A New Jersey law that allows prosecutors to unilaterally decide whether children are tried as adults is causing devastating harm, Human Rights Watch said in a report released today. The law disproportionately affects children of color, yields arbitrary geographic disparities, and prioritizes punishment over rehabilitation. New Jersey lawmakers should end this harmful practice and put in place meaningful judicial oversight to ensure fairer outcomes for children.
The 61-page report, "Kids You Throw Away: New Jersey's Indiscriminate Prosecution of Children as Adults," reveals that prosecutors have near-total discretion to decide whether a child is tried as a child or an adult, known as a "waiver decision," and leads to vastly different outcomes depending on geography and with stark racial disparities. Judges can only intervene if they find that a prosecutor has abused their discretion, a virtually impossible standard to meet. This leaves children vulnerable to arbitrary life-altering decisions, with little to no oversight or recourse.
"With its abusive and arbitrary waiver law, New Jersey has turned its back on the fundamental duty to protect its children," said Amanda Leavell, children's rights researcher and advocate at Human Rights Watch and author of the report. "This law doesn't just harm children, it harms their entire communities. Prosecuting children as adults strips them of the rehabilitative support they need and fuels cycles of incarceration and recidivism that New Jersey's neighborhoods ultimately pay for."
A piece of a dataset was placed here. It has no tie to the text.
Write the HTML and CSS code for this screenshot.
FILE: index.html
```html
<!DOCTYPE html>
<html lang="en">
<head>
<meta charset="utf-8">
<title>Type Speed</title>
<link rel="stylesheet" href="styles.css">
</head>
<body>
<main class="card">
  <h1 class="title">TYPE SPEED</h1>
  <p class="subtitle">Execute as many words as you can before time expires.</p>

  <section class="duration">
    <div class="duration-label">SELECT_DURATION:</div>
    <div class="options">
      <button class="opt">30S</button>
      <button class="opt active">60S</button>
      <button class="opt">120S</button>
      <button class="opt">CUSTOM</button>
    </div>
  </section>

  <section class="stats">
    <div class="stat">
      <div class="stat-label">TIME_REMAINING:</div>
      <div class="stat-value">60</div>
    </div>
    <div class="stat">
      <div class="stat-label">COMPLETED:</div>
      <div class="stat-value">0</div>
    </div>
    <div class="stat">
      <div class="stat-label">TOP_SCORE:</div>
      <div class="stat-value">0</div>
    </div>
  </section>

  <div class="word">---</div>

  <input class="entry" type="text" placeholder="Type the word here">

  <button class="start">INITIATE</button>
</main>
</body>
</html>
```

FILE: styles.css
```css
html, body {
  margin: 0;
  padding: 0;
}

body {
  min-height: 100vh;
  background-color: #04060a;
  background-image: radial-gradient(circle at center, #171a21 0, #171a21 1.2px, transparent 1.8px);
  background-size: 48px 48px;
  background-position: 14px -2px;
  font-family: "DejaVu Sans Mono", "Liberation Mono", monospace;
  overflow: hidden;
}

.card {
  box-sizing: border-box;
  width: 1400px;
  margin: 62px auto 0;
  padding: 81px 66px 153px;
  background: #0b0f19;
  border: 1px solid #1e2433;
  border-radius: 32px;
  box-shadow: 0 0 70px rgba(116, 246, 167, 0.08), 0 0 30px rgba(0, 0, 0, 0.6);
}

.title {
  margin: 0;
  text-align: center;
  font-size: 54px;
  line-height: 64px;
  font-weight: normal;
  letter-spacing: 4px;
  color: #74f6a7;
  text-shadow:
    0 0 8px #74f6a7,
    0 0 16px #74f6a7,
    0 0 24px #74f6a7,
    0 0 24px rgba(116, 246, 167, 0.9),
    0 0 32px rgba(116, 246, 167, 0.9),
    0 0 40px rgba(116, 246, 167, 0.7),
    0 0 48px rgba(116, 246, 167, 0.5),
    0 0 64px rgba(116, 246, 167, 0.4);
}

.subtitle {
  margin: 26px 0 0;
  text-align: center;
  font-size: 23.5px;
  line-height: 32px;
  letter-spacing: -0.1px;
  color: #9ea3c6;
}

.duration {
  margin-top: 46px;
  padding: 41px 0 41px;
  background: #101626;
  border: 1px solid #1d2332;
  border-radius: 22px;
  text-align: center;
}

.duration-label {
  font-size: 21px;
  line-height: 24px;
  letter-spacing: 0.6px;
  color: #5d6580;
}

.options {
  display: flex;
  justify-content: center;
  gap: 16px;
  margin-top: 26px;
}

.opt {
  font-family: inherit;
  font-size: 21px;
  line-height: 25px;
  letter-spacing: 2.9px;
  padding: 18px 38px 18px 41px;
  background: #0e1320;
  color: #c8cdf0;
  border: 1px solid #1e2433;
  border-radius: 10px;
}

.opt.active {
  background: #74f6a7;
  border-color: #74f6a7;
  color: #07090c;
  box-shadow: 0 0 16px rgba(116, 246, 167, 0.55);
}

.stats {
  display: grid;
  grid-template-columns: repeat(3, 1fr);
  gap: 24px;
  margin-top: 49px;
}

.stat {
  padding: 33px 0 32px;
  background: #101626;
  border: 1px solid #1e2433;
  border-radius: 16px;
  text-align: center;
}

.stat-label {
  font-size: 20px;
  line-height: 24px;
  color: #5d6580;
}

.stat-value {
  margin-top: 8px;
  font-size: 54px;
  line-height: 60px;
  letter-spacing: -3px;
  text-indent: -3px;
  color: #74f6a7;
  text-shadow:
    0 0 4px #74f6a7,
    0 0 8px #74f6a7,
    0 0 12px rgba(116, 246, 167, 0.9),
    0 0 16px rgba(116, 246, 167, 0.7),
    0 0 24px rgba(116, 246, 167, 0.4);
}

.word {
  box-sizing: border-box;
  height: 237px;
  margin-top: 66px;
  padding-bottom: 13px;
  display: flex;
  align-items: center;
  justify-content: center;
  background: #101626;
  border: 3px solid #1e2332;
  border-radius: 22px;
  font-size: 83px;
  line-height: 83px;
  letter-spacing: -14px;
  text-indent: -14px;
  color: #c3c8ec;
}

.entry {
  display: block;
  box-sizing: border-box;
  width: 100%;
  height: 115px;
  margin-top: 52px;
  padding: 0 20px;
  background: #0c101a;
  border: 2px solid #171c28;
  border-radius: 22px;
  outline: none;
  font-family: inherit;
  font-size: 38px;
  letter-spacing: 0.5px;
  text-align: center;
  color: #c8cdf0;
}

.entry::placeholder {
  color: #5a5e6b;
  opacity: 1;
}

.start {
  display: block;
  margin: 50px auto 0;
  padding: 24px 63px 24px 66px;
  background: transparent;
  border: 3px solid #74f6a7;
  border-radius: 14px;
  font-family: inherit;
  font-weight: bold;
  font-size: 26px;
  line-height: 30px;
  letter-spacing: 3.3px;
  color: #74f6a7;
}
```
New Jersey's practice of prosecuting children as adults also exacerbates the state's ongoing detention center crisis in which pretrial detention facilities across the state are either at capacity or severely understaffed and struggling to accommodate detained youth. While this crisis has garnered widespread attention, officials have overlooked the fact that New Jersey's reliance on waiver decisions has made the situation worse. Youth facing adult prosecution spend significantly longer time in pretrial detention due to lengthy hearings and the reset of trial timelines when their cases are transferred to adult court.
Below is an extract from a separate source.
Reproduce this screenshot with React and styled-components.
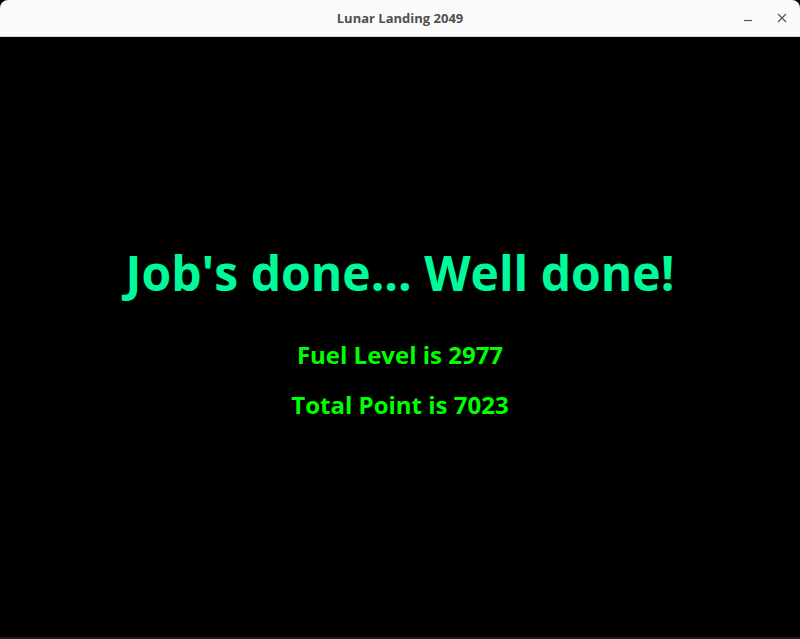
import React from 'react'
import styled, { createGlobalStyle } from 'styled-components';

const GlobalStyle = createGlobalStyle`
  html, body {
    margin: 0;
    padding: 0;
    background: #000;
  }
`

function App() {
  return (
    <Window>
      <GlobalStyle />
      <TitleBar>
        <Title>Lunar Landing 2049</Title>
        <Controls>
          <CtrlButton aria-label="minimize">
            <svg width="10" height="10" viewBox="0 0 10 10">
              <path d="M1 7.5h8" stroke="#555" strokeWidth="1.2" />
            </svg>
          </CtrlButton>
          <CtrlButton aria-label="close">
            <svg width="10" height="10" viewBox="0 0 10 10">
              <path d="M1 1l8 8M9 1l-8 8" stroke="#555" strokeWidth="1.2" />
            </svg>
          </CtrlButton>
        </Controls>
      </TitleBar>
      <Screen>
        <Headline>Job's done... Well done!</Headline>
        <Stat>Fuel Level is 2977</Stat>
        <Stat>Total Point is 7023</Stat>
      </Screen>
    </Window>
  )
}

export default App

const Window = styled.div`
  height: 639px;
  display: flex;
  flex-direction: column;
  background: #000;
  overflow: hidden;
`

const TitleBar = styled.div`
  position: relative;
  height: 36px;
  flex-shrink: 0;
  display: flex;
  align-items: center;
  justify-content: center;
  background: #fafafa;
  border-bottom: 1px solid #d6d6d6;
  border-radius: 8px 8px 0 0;
`

const Title = styled.div`
  font-family: "Open Sans", "Noto Sans", sans-serif;
  font-weight: 700;
  font-size: 13px;
  color: #505050;
`

const Controls = styled.div`
  position: absolute;
  right: 8px;
  top: 0;
  height: 100%;
  display: flex;
  align-items: center;
  gap: 14px;
`

const CtrlButton = styled.div`
  width: 20px;
  height: 20px;
  display: flex;
  align-items: center;
  justify-content: center;
`

const Screen = styled.div`
  flex: 1;
  display: flex;
  flex-direction: column;
  align-items: center;
  padding-top: 204px;
  border-bottom: 2px solid #1c1c1c;
`

const Headline = styled.h1`
  margin: 0 0 25px;
  font-family: "Open Sans", "Noto Sans", sans-serif;
  font-weight: 700;
  font-size: 48px;
  line-height: 64px;
  color: #00fa9a;
`

const Stat = styled.div`
  font-family: "Open Sans", "Noto Sans", sans-serif;
  font-weight: 700;
  font-size: 24px;
  line-height: 50px;
  color: #00ff00;
`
Human Rights Watch interviewed over 80 youth, family members, and advocates, and reviewed court documents, detention center records, and sentencing data. The findings reveal that youth transferred to the adult system often languish in pretrial detention for extended periods.
One young person said they spent nearly two years in detention awaiting trial: "The worst feeling in the world is when they tell you 'remanded'-that you have to go back to that [detention] cell until your next court appearance."
"Tough on crime" adherents assert that adult prison terms are needed for children who commit serious crimes. This claim is unfounded in New Jersey, however, where youth in the state's juvenile system can receive very long sentences, including up to 20 years for first-degree murder, with additional time added for extended terms and consecutive sentencing, similar to adult sentences. The difference is that the juvenile system has the capacity to handle cases involving serious crimes while maintaining a framework designed to rehabilitate rather than merely punish.
"New Jersey gains no benefit from sending youth to the adult system," Laura Cohen, a Rutgers law professor and youth justice expert told Human Rights Watch. "Waiver harms children in innumerable ways and undermines, rather than protects, public safety. The practices described in this report endanger our youth and our communities and must change."
Under international human rights law, children should only be detained as a last resort and for the shortest possible time. The United Nations Convention on the Rights of the Child, which the United States has signed but not ratified, provides clear guidance that children should be treated in a manner that promotes their reintegration and secures accountability within a framework appropriate to their age. New Jersey's waiver practice runs counter to these principles by subjecting children to prolonged detention and adult penalties.
"New Jersey's prosecutorial waiver process fails its children and defies international standards," Leavell said. "Lawmakers should restore judicial oversight and ensure that all children in New Jersey are given a fair chance at rehabilitation and accountability within an age-appropriate system designed to protect their future, not destroy it."